The main data source for the Naruto network analysis project is the Naruto Wiki Fandom page. The data extraction process involves web scraping using Beautiful Soup to gather information about the characters, their attributes, relationships with other characters, affiliations with villages, and involvement in episodes and arcs. The code and detailed information about the fetching and preprocessing of each type of data can be found in the notebooks under the folder named "data_fetching."
-
Web Scraping with Beautiful Soup:
Web scraping was employed to extract data from the Naruto Wiki Fandom page. Beautiful Soup is used for the parsing of the webpage's HTML structure.
-
Characters:
The attributes of each character, such as name, role, abilities, and status, were extracted and organized. Furthermore, character's analysis on their respective wiki page was extracted for textual analysis. Cleaning involved handling missing or inconsistent information to ensure a uniform dataset. For more information, refer to Character Data Fetching Notebook
-
Village Affiliations:
Information about the villages each character is affiliated with was gathered. Cleaning addressed discrepancies in village names, ensuring consistency in the dataset. For more information, please refer to Village Data Fetching Notebook
-
Episodes and Arcs:
Data related to character involvement in episodes and arcs were collected. This involved extracting episode lists and the characters that participated in. Furthermore, a synopsis of each episode is collected for textual analysis. For more information, please refer to Episode Data Fetching Notebook and Arc Data Fetching Notebook
We constructed individual networks for each episode in the season, where nodes represent characters that have appeared in the series up to that specific episode. An edge exists between two nodes if the characters have appeared together in an episode. The edge weights of the graphs indicate the number of co-occurrences of the mentioned characters up to the episode on which the network is built. These networks are cumulative, meaning that the network of episode 'n' corresponds to the characters' co-occurrence data from episode 1 up to episode 'n'. This approach allows us to track the development of the series and dynamic character interactions as the storyline progresses.
- Total Nodes: 1448
- Total Edges: 21576
For more detailed network statistics, we encourage you to explore the Episode Development Network Notebook.

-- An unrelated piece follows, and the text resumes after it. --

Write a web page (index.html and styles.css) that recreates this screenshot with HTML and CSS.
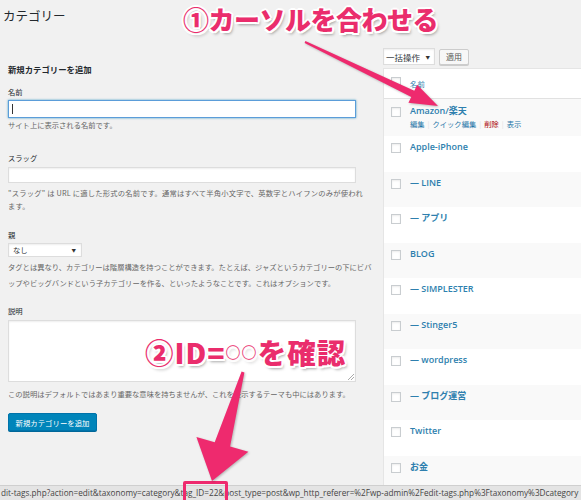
FILE: index.html
```html
<!DOCTYPE html>
<html lang="ja">
<head>
<meta charset="utf-8">
<title>カテゴリー</title>
<link rel="stylesheet" href="styles.css">
</head>
<body>
<div class="page">
  <h1 class="title">カテゴリー</h1>
  <div class="cols">
    <div class="col-left">
      <h2 class="form-title">新規カテゴリーを追加</h2>

      <div class="field f-name">
        <div class="label">名前</div>
        <div class="input focus"><span class="caret"></span></div>
        <p class="desc">サイト上に表示される名前です。</p>
      </div>

      <div class="field f-slug">
        <div class="label">スラッグ</div>
        <div class="input slug"></div>
        <p class="desc">"スラッグ" は URL に適した形式の名前です。通常はすべて半角小文字で、英数字とハイフンのみが使われ<br>ます。</p>
      </div>

      <div class="field f-parent">
        <div class="label">親</div>
        <div class="select parent"><span>なし</span><span class="arr">▼</span></div>
        <p class="desc">タグとは異なり、カテゴリーは階層構造を持つことができます。たとえば、ジャズというカテゴリーの下にビバ<br>ップやビッグバンドという子カテゴリーを作る、といったようなことです。これはオプションです。</p>
      </div>

      <div class="field f-desc">
        <div class="label">説明</div>
        <div class="textarea"></div>
        <p class="desc">この説明はデフォルトではあまり重要な意味を持ちませんが、これを表示するテーマも中にはあります。</p>
      </div>

      <div class="button-primary">新規カテゴリーを追加</div>
    </div>

    <div class="col-right">
      <div class="tablenav">
        <div class="select bulk"><span>一括操作</span><span class="arr">▼</span></div>
        <div class="button">適用</div>
      </div>
      <div class="table">
        <div class="thead">
          <span class="cb"></span><span class="col-name">名前</span>
        </div>
        <div class="trow alt first">
          <span class="cb"></span>
          <div class="cell">
            <div class="name">Amazon/楽天</div>
            <div class="actions"><span class="act">編集</span><span class="sep">|</span><span class="act">クイック編集</span><span class="sep">|</span><span class="act del">削除</span><span class="sep">|</span><span class="act">表示</span></div>
          </div>
        </div>
        <div class="trow"><span class="cb"></span><div class="cell"><div class="name">Apple-iPhone</div></div></div>
        <div class="trow alt"><span class="cb"></span><div class="cell"><div class="name">— LINE</div></div></div>
        <div class="trow"><span class="cb"></span><div class="cell"><div class="name">— アプリ</div></div></div>
        <div class="trow alt"><span class="cb"></span><div class="cell"><div class="name">BLOG</div></div></div>
        <div class="trow"><span class="cb"></span><div class="cell"><div class="name">— SIMPLESTER</div></div></div>
        <div class="trow alt"><span class="cb"></span><div class="cell"><div class="name">— Stinger5</div></div></div>
        <div class="trow"><span class="cb"></span><div class="cell"><div class="name">— wordpress</div></div></div>
        <div class="trow alt"><span class="cb"></span><div class="cell"><div class="name">— ブログ運営</div></div></div>
        <div class="trow"><span class="cb"></span><div class="cell"><div class="name">Twitter</div></div></div>
        <div class="trow alt"><span class="cb"></span><div class="cell"><div class="name">お金</div></div></div>
      </div>
    </div>
  </div>

  <div class="statusbar">dit-tags.php?action=edit&amp;taxonomy=category&amp;tag_ID=22&amp;post_type=post&amp;wp_http_referer=%2Fwp-admin%2Fedit-tags.php%3Ftaxonomy%3Dcategory</div>
  <div class="idbox"></div>

  <svg class="arrows" width="581" height="500" viewBox="0 0 581 500" xmlns="http://www.w3.org/2000/svg">
    <polygon points="305.4,41.1 414.3,90.7 417.2,84.8 438,106 408.4,102.8 411.3,96.9 304.6,42.9" fill="#ee2a6e"/>
    <polygon points="244.4,372.4 230.1,446.6 248.4,451.8 212,481 196.4,437 214.7,442.2 241.6,371.6" fill="#ee2a6e"/>
  </svg>

  <div class="note note1">①カーソルを合わせる</div>
  <div class="note note2">②ID=<span class="dots">○○</span>を確認</div>
</div>
</body>
</html>
```

FILE: styles.css
```css
* { box-sizing: border-box; }

html, body {
  margin: 0;
  padding: 0;
  background: #f1f1f1;
}

body {
  font-family: "Noto Sans CJK JP", "Open Sans", sans-serif;
  color: #444;
  overflow: hidden;
}

.page {
  position: relative;
  width: 581px;
  height: 500px;
  overflow: hidden;
}

.title {
  margin: 0 0 25px 0;
  padding: 9px 0 0 3px;
  font-size: 12.5px;
  line-height: 14px;
  font-weight: 400;
  color: #23282d;
}

.cols {
  display: flex;
  padding-left: 8px;
  gap: 9px;
}

.col-left {
  width: 366px;
  flex: none;
}

.form-title {
  margin: 15px 0 0 0;
  font-size: 8.4px;
  line-height: 12px;
  font-weight: 700;
  color: #23282d;
}

.label {
  font-size: 7.3px;
  line-height: 12px;
  color: #23282d;
}

.desc {
  margin: 0;
  font-size: 7.3px;
  line-height: 12px;
  color: #666;
  white-space: nowrap;
}

.input {
  width: 348px;
  height: 18px;
  background: #fff;
  border: 1px solid #ddd;
  box-shadow: inset 0 1px 2px rgba(0, 0, 0, 0.07);
  margin-top: 2px;
  position: relative;
}

.input.focus {
  border-color: #5b9dd9;
  box-shadow: 0 0 2px rgba(30, 140, 190, 0.8);
}

.caret {
  position: absolute;
  left: 3px;
  top: 3px;
  width: 1px;
  height: 10px;
  background: #333;
}

.f-name .label { margin-top: 11px; }
.f-name .desc { margin-top: 1px; }

.f-slug .label { margin-top: 21px; }
.f-slug .input { height: 16px; margin-top: 3px; }
.f-slug .desc { margin-top: 3.5px; line-height: 13px; letter-spacing: 0.2px; }

.f-parent .label { margin-top: 16.5px; }
.f-parent .desc { margin-top: 2px; line-height: 16px; }

.select {
  display: flex;
  align-items: center;
  justify-content: space-between;
  background: #fff;
  border: 1px solid #ddd;
  box-shadow: inset 0 1px 2px rgba(0, 0, 0, 0.07);
  color: #32373c;
}

.select .arr {
  font-size: 4.5px;
  color: #333;
}

.select.parent {
  width: 74px;
  height: 14px;
  margin-top: 2px;
  padding: 0 5px 0 4px;
  font-size: 7.3px;
}

.f-desc .label { margin-top: 14px; }

.textarea {
  position: relative;
  width: 348px;
  height: 62px;
  margin-top: 3px;
  background: #fff;
  border: 1px solid #ddd;
  box-shadow: inset 0 1px 2px rgba(0, 0, 0, 0.07);
}

.textarea::after {
  content: "";
  position: absolute;
  right: 1px;
  bottom: 1px;
  width: 6px;
  height: 6px;
  background: linear-gradient(135deg, transparent 45%, #aaa 45%, #aaa 55%, transparent 55%, transparent 70%, #aaa 70%, #aaa 80%, transparent 80%);
}

.f-desc .desc { margin-top: 6px; }

.button-primary {
  display: flex;
  align-items: center;
  justify-content: center;
  width: 89px;
  height: 18px;
  margin-top: 13px;
  background: #0085ba;
  border: 1px solid #0073aa;
  border-radius: 2px;
  box-shadow: 0 1px 0 #006799;
  color: #fff;
  font-size: 7.4px;
  white-space: nowrap;
}

/* right column */
.col-right {
  width: 300px;
  flex: none;
}

.tablenav {
  display: flex;
  align-items: center;
  gap: 4px;
  height: 17px;
}

.select.bulk {
  width: 52px;
  height: 17px;
  padding: 0 4px 0 2px;
  font-size: 8.5px;
}

.button {
  display: flex;
  align-items: center;
  justify-content: center;
  width: 30px;
  height: 16px;
  background: #f7f7f7;
  border: 1px solid #ccc;
  border-radius: 2px;
  box-shadow: 0 1px 0 #ccc;
  color: #555;
  font-size: 8px;
}

.table {
  margin-top: 3px;
  background: #fff;
  border: 1px solid #e5e5e5;
  border-right: none;
}

.cb {
  flex: none;
  width: 10px;
  height: 10px;
  background: #fff;
  border: 1px solid #c9cdd0;
  box-shadow: inset 0 1px 2px rgba(0, 0, 0, 0.08);
}

.thead {
  display: flex;
  align-items: flex-start;
  gap: 9px;
  height: 30px;
  padding: 8px 0 0 7px;
  border-bottom: 1px solid #e1e1e1;
}

.col-name {
  font-size: 7.4px;
  line-height: 12px;
  margin-top: 1px;
  color: #2e7fae;
}

.trow {
  display: flex;
  align-items: flex-start;
  gap: 9px;
  height: 35.5px;
  padding: 5px 0 0 7px;
}

.trow.first {
  height: 37px;
  padding-top: 6px;
}

.trow.alt {
  background: #f9f9f9;
}

.trow .cb {
  margin-top: 2px;
}

.name {
  font-family: "Open Sans", "Noto Sans CJK JP", sans-serif;
  font-weight: 600;
  font-size: 9px;
  line-height: 12px;
  color: #2e7fae;
  white-space: nowrap;
}

.actions {
  margin-top: 1px;
  display: flex;
  align-items: center;
  font-size: 7.3px;
  line-height: 12px;
  white-space: nowrap;
}

.act { color: #1f77a8; }
.act.del { color: #a00; }

.sep {
  color: #ddd;
  padding: 0 3px;
  font-size: 7px;
}

/* browser status bubble */
.statusbar {
  position: absolute;
  left: 0;
  right: 0;
  bottom: 0;
  height: 15px;
  padding-left: 1px;
  background: #e4e4e4;
  border-top: 1px solid #cfcfcf;
  font-family: "Open Sans", sans-serif;
  font-size: 8.2px;
  line-height: 14px;
  color: #444;
  white-space: nowrap;
  overflow: hidden;
}

.idbox {
  position: absolute;
  left: 183px;
  top: 481px;
  width: 45px;
  height: 22px;
  border: 3px solid #ee2a6e;
  border-radius: 2px;
}

.arrows {
  position: absolute;
  left: 0;
  top: 0;
  pointer-events: none;
  filter: drop-shadow(1px 1px 1px rgba(0, 0, 0, 0.25));
}

.note {
  position: absolute;
  font-family: "Noto Sans CJK JP", sans-serif;
  font-weight: 900;
  color: #ea2d6c;
  white-space: nowrap;
  text-shadow:
    2px 0 0 #fff, -2px 0 0 #fff, 0 2px 0 #fff, 0 -2px 0 #fff,
    1.5px 1.5px 0 #fff, -1.5px 1.5px 0 #fff, 1.5px -1.5px 0 #fff, -1.5px -1.5px 0 #fff,
    2px 3px 3px rgba(0, 0, 0, 0.35);
}

.note1 {
  left: 183px;
  top: 0;
  font-size: 26px;
  line-height: 38px;
  letter-spacing: -0.5px;
}

.note2 {
  left: 145px;
  top: 332px;
  font-size: 28.5px;
  line-height: 40px;
  letter-spacing: 1px;
}

.note2 .dots {
  font-size: 15px;
  vertical-align: 6px;
}
```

For our network analysis, we employed statistical methods such as the degree distribution of the networks throughout the episodes, centrality measures of important characters, and community analysis of the networks throughout the episodes. Furthermore, to have a clear overview of the most important characters in the series, we employ a separate analysis on the co-occurrence networks with a constraint of a minimum co-occurrence.
Detailed information about the statistical analysis of the cumulative character co-occurrence networks can be found in the following notebooks:
-
Statistical analysis of the final cumulative network: Episode Development Network Notebook
-
Analysis of the temporal evolution of the series with a minimum co-occurrence threshold: Filtered Episode Development Network Notebook
-
For graph partitioning and community analysis: Community Detection Notebook
The textual analysis was conducted on the episode and character descriptions. We used the NLTK package for text cleaning and preprocessing, and LabMT wordlist for calculating the sentiment scores of the episode and the characters. Word clouds for each season were also computed.
Detailed information about the sentiment analysis and word clouds can be found in the following notebook:
-
Sentiment scores and analysis: Sentiment Analysis Notebook
-
Word clouds: Wordclouds Notebook
-
Edge Weight Subjectivity: The assignment of edge weights based on character co-occurrences introduces a level of subjectivity. While we experimented with different levels of thresholds, and concluded that a threshold level of 100 delivered the clearest visibility, the choice of a threshold (e.g., 100) may impact the interpretation of character significance, and alternative threshold values could lead to different network structures. Striking a balance between inclusivity and focus is challenging and requires careful consideration.
-
Community Detection Sensitivity: Community detection algorithms, while powerful, are sensitive to parameter settings. The Louvain algorithm employed in this analysis may produce different results with variations in resolution parameters, potentially influencing community assignments.
-
Attribute-Based Partitioning Challenges: The manual partitioning of the network based on character attributes, such as village affiliation, introduces its own set of challenges. Ambiguities in character allegiance or the lack of observation of latent variables may affect the accuracy of the partitioning.
-
Sentiment Analysis Complexity: The sentiment analysis captures the emotional tone of both the characters and the episodes. However, the inherent complexity of language and context limits the granularity of sentiment scores and their respective interpretation, both on the character level and but also on the episode level.
-
Dynamic Edge Weight Thresholding: Future research could explore dynamic edge weight thresholds that adapt to the evolving narrative of the series. This approach may provide a more nuanced understanding of character significance over different story arcs.
-
Algorithm Sensitivity Analysis: Conducting a sensitivity analysis on community detection algorithms, including parameter variations, could enhance the robustness of partitioning results. Exploring alternative algorithms may provide additional insights into community structures. Furthermore, other advanced clustering algorithms on vector representations of the nodes and their respective attributes can be explored.
-
Attribute-Based Partitioning Refinement: Improving the accuracy of attribute-based partitioning involves refining character attribute annotations and considering additional attributes such as character roles or power levels. This could lead to more accurate community assignments. With the help of statistical learning algorithms, the most important node attributes can be detected and explored.
-
Fine-Tuning Sentiment Analysis: Developing a more sophisticated sentiment analysis model that considers context and character relationships may yield richer insights into the emotional dynamics of the series. This could involve natural language processing techniques beyond word clouds. Neural networks for sequential data or other statistical learning algorithms for NLP can be employed to predict more accurate sentiment results.
-
Incorporating Episode Scripts: Incorporating a textual analysis of the actual scripts of each episode rather than their synopsis may deliver interesting insights about the character interactions and evolution of the series that are otherwise not detectable.